[llvm-dev] Enable Contributions Through Pull-request For LLVM

Fedor Sergeev via llvm-dev llvm-dev at lists.llvm.org
Tue Nov 12 02:27:46 PST 2019


On 11/11/19 10:30 PM, David Greene via llvm-dev wrote:
> Philip Reames <listmail at philipreames.com> writes:
>
>> Let's say I post a patch, and the (warranted) reviewer comment is that
>> it should be split.  I push a couple new PRs, they get approved, and
>> landed.  (All as new branches off master.)  Then, I have a stale branch
>> (say it contains 2 commits) which needs rewritten.  I can of course do
>> an interactive rebase, and a force push, but a) I've found interactive
>> rebases to be very error prone, and b) I *strongly* prefer to never be
>> in the habit of doing a force push.  The alternative is to close the
>> original PR, and simply post a new one - which looses history of review.
> I would say that this is a case where a force push is not only ok, it's
> actually desirable.  Every time we committed something via SVN we
> essentially did a rebase and force push.  Currently with git we
> essentially do a rebase and force push for anything landing in master
> since we require fast-forward merges.
The point is that while requiring rebase we do not require the force 
push into LLVM master, and
should not require doing that since force push *is* dangerous when you 
consider pushing into
public repository/branch.

(and no, SVN workflow is not force-push, it is auto-rebase-on-push instead)
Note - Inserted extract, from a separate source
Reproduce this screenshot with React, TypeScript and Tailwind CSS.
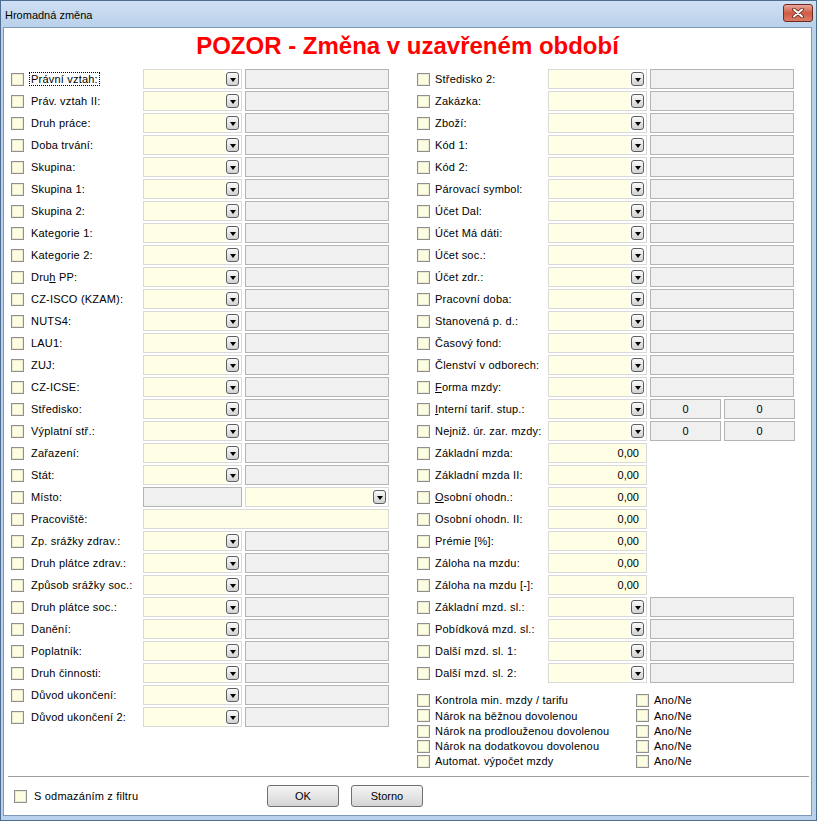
import React from "react";

type Kind = "combo" | "misto" | "wide" | "num" | "tarif";

type RowDef = {
  label: React.ReactNode;
  kind: Kind;
};

const font = { fontFamily: '"Liberation Sans", Arial, sans-serif' };

function CheckBox() {
  return (
    <div className="w-[13px] h-[13px] shrink-0 border border-[#8f8f8f] bg-[#fdfde2] shadow-[inset_0_0_0_1px_#ecebd0]" />
  );
}

function DropButton() {
  return (
    <div className="w-[16px] h-full bg-white flex items-center pl-[1px]">
      <div className="w-[13px] h-[14px] rounded-[3px] border border-[#5e5e5e] bg-gradient-to-b from-[#fafafa] to-[#d2d2d2] flex items-center justify-center">
        <div className="w-0 h-0 mt-[1px] border-l-[3.5px] border-r-[3.5px] border-t-[4px] border-l-transparent border-r-transparent border-t-black" />
      </div>
    </div>
  );
}

function Combo({ width }: { width: string }) {
  return (
    <div className={`${width} h-[20px] shrink-0 border border-[#d9d9d9] bg-[#ffffe6] flex justify-end`}>
      <DropButton />
    </div>
  );
}

function GreyBox({ width, text }: { width: string; text?: string }) {
  return (
    <div
      className={`${width} h-[20px] shrink-0 border border-[#b4b4b4] bg-[#f0f0f0] flex items-center justify-center text-[11px] text-black`}
    >
      {text}
    </div>
  );
}

function Fields({ kind }: { kind: Kind }) {
  if (kind === "misto") {
    return (
      <div className="flex gap-[3px]">
        <GreyBox width="w-[99px]" />
        <Combo width="w-[144px]" />
      </div>
    );
  }
  if (kind === "wide") {
    return <div className="w-[246px] h-[20px] border border-[#d9d9d9] bg-[#ffffe6]" />;
  }
  if (kind === "num") {
    return (
      <div className="w-[99px] h-[20px] border border-[#d9d9d9] bg-[#ffffe6] flex items-center justify-end pr-[7px] text-[11px]">
        0,00
      </div>
    );
  }
  if (kind === "tarif") {
    return (
      <div className="flex gap-[3px]">
        <Combo width="w-[99px]" />
        <GreyBox width="w-[71px]" text="0" />
        <GreyBox width="w-[71px]" text="0" />
      </div>
    );
  }
  return (
    <div className="flex gap-[3px]">
      <Combo width="w-[99px]" />
      <GreyBox width="w-[144px]" />
    </div>
  );
}

function FieldRow({ row, labelWidth }: { row: RowDef; labelWidth: string }) {
  return (
    <div className="flex items-center h-[20px] mb-[2px]">
      <CheckBox />
      <div className={`${labelWidth} shrink-0 text-[11px] tracking-[0.2px] text-black whitespace-nowrap`}>
        {row.label}
      </div>
      <Fields kind={row.kind} />
    </div>
  );
}

const c = (label: React.ReactNode): RowDef => ({ label, kind: "combo" });

const leftRows: RowDef[] = [
  c(
    <span className="outline outline-1 outline-dotted outline-black px-[1px] -ml-[1px]">
      Právní vztah:
    </span>,
  ),
  c("Práv. vztah II:"),
  c("Druh práce:"),
  c("Doba trvání:"),
  c("Skupina:"),
  c("Skupina 1:"),
  c("Skupina 2:"),
  c("Kategorie 1:"),
  c("Kategorie 2:"),
  c(
    <>
      Dru<u>h</u> PP:
    </>,
  ),
  c("CZ-ISCO (KZAM):"),
  c("NUTS4:"),
  c("LAU1:"),
  c("ZUJ:"),
  c("CZ-ICSE:"),
  c("Středisko:"),
  c("Výplatní stř.:"),
  c("Zařazení:"),
  c("Stát:"),
  { label: "Místo:", kind: "misto" },
  { label: "Pracoviště:", kind: "wide" },
  c("Zp. srážky zdrav.:"),
  c("Druh plátce zdrav.:"),
  c("Způsob srážky soc.:"),
  c("Druh plátce soc.:"),
  c("Danění:"),
  c("Poplatník:"),
  c("Druh činnosti:"),
  c("Důvod ukončení:"),
  c("Důvod ukončení 2:"),
];

const rightRows: RowDef[] = [
  c("Středisko 2:"),
  c("Zakázka:"),
  c("Zboží:"),
  c("Kód 1:"),
  c("Kód 2:"),
  c("Párovací symbol:"),
  c("Účet Dal:"),
  c("Účet Má dáti:"),
  c("Účet soc.:"),
  c("Účet zdr.:"),
  c("Pracovní doba:"),
  c("Stanovená p. d.:"),
  c("Časový fond:"),
  c("Členství v odborech:"),
  c(
    <>
      <u>F</u>orma mzdy:
    </>,
  ),
  {
    label: (
      <>
        <u>I</u>nterní tarif. stup.:
      </>
    ),
    kind: "tarif",
  },
  { label: "Nejniž. úr. zar. mzdy:", kind: "tarif" },
  { label: "Základní mzda:", kind: "num" },
  { label: "Základní mzda II:", kind: "num" },
  {
    label: (
      <>
        <u>O</u>sobní ohodn.:
      </>
    ),
    kind: "num",
  },
  { label: "Osobní ohodn. II:", kind: "num" },
  { label: "Prémie [%]:", kind: "num" },
  { label: "Záloha na mzdu:", kind: "num" },
  { label: "Záloha na mzdu [-]:", kind: "num" },
  c("Základní mzd. sl.:"),
  c("Pobídková mzd. sl.:"),
  c("Další mzd. sl. 1:"),
  c("Další mzd. sl. 2:"),
];

const flags = [
  "Kontrola min. mzdy / tarifu",
  "Nárok na běžnou dovolenou",
  "Nárok na prodlouženou dovolenou",
  "Nárok na dodatkovou dovolenou",
  "Automat. výpočet mzdy",
];

function CloseButton() {
  return (
    <div className="w-[30px] h-[18px] rounded-[3px] border border-[#6f2a22] bg-gradient-to-b from-[#e9a89b] via-[#cf5a45] to-[#d97d68] flex items-center justify-center">
      <svg width="12" height="10" viewBox="0 0 12 10">
        <path d="M2 1.5 L10 8.5 M10 1.5 L2 8.5" stroke="#5a1f18" strokeWidth="3.6" strokeLinecap="round" />
        <path d="M2 1.5 L10 8.5 M10 1.5 L2 8.5" stroke="#ffffff" strokeWidth="2" strokeLinecap="round" />
      </svg>
    </div>
  );
}

function PushButton({ text }: { text: string }) {
  return (
    <div className="w-[72px] h-[22px] rounded-[3px] border border-[#707070] bg-gradient-to-b from-[#f4f4f4] via-[#e6e6e6] to-[#d4d4d4] flex items-center justify-center text-[11px] text-black">
      {text}
    </div>
  );
}

export default function App() {
  return (
    <div className="w-[817px] h-[821px] border border-[#4f6d92] bg-[#b9d1ea]" style={font}>
      {/* Title bar */}
      <div className="h-[26px] flex items-start justify-between bg-gradient-to-b from-[#cfe0f3] to-[#b9d1ea]">
        <div className="pl-[4px] pt-[6px] text-[11px] text-black">Hromadná změna</div>
        <div className="pt-[3px] pr-[3px]">
          <CloseButton />
        </div>
      </div>

      {/* Content */}
      <div className="ml-[2px] w-[809px] h-[789px] border border-[#7f98b7] bg-white flex flex-col">
        <div className="h-[748px]">
          <div className="h-[41px] pt-[4px] text-center text-[24px] leading-[28px] font-bold text-[#ff0000]">
            POZOR - Změna v uzavřeném období
          </div>
          <div className="flex pl-[7px]">
            <div className="w-[406px]">
              {leftRows.map((row, i) => (
                <FieldRow key={i} row={row} labelWidth="w-[119px] pl-[7px]" />
              ))}
            </div>
            <div className="w-[390px]">
              {rightRows.map((row, i) => (
                <FieldRow key={i} row={row} labelWidth="w-[118px] pl-[5px]" />
              ))}
              <div className="mt-[10px]">
                {flags.map((f) => (
                  <div key={f} className="flex items-center h-[15.25px] text-[11px] tracking-[0.2px]">
                    <CheckBox />
                    <div className="w-[206px] pl-[5px] whitespace-nowrap">{f}</div>
                    <CheckBox />
                    <div className="pl-[5px]">Ano/Ne</div>
                  </div>
                ))}
              </div>
            </div>
          </div>
        </div>

        <div className="ml-[4px] mr-[2px] h-px bg-[#a0a0a0]" />

        <div className="flex items-start pt-[8px]">
          <div className="w-[263px] pl-[10px] h-[22px] flex items-center text-[11px] tracking-[0.2px]">
            <CheckBox />
            <span className="pl-[7px]">S odmazáním z filtru</span>
          </div>
          <div className="flex gap-[12px]">
            <PushButton text="OK" />
            <PushButton text="Storno" />
          </div>
        </div>
      </div>
    </div>
  );
}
I understand why Philip is nervous about having to even type the force 
push, since fingers can be
tricky to control sometimes (at least for me...).

I can see a straightforward solution for that problem though - just 
create an alias that encodes that force push, e.g.
   git update-pr pr1234
(where alias.update-pr is something like:
   'pf() { push --force MyLLVMGihub HEAD:$1;}; pf'
)

This way you free yourself from typing this --force thing manually and 
avoid accidental
destructive pushes into a public repo.

regards,
   Fedor.

>
> In your scenario, you responded to review, splitting off some smaller
> commits.  Now you want to go back and get review of the updated patch.
> But you have to update it in the context of those smaller commits you
> already made to master.  This is exactly what rebase + force push is
> for.  You're force pushing to your own fork, you are not rewriting
> history others will use directly.
>
> A lot of damage has been done by well-meaning people posting blog
> articles with rules like "never rebase" and "never force push."  There's
> a reason those operations exist and a proper way to use them.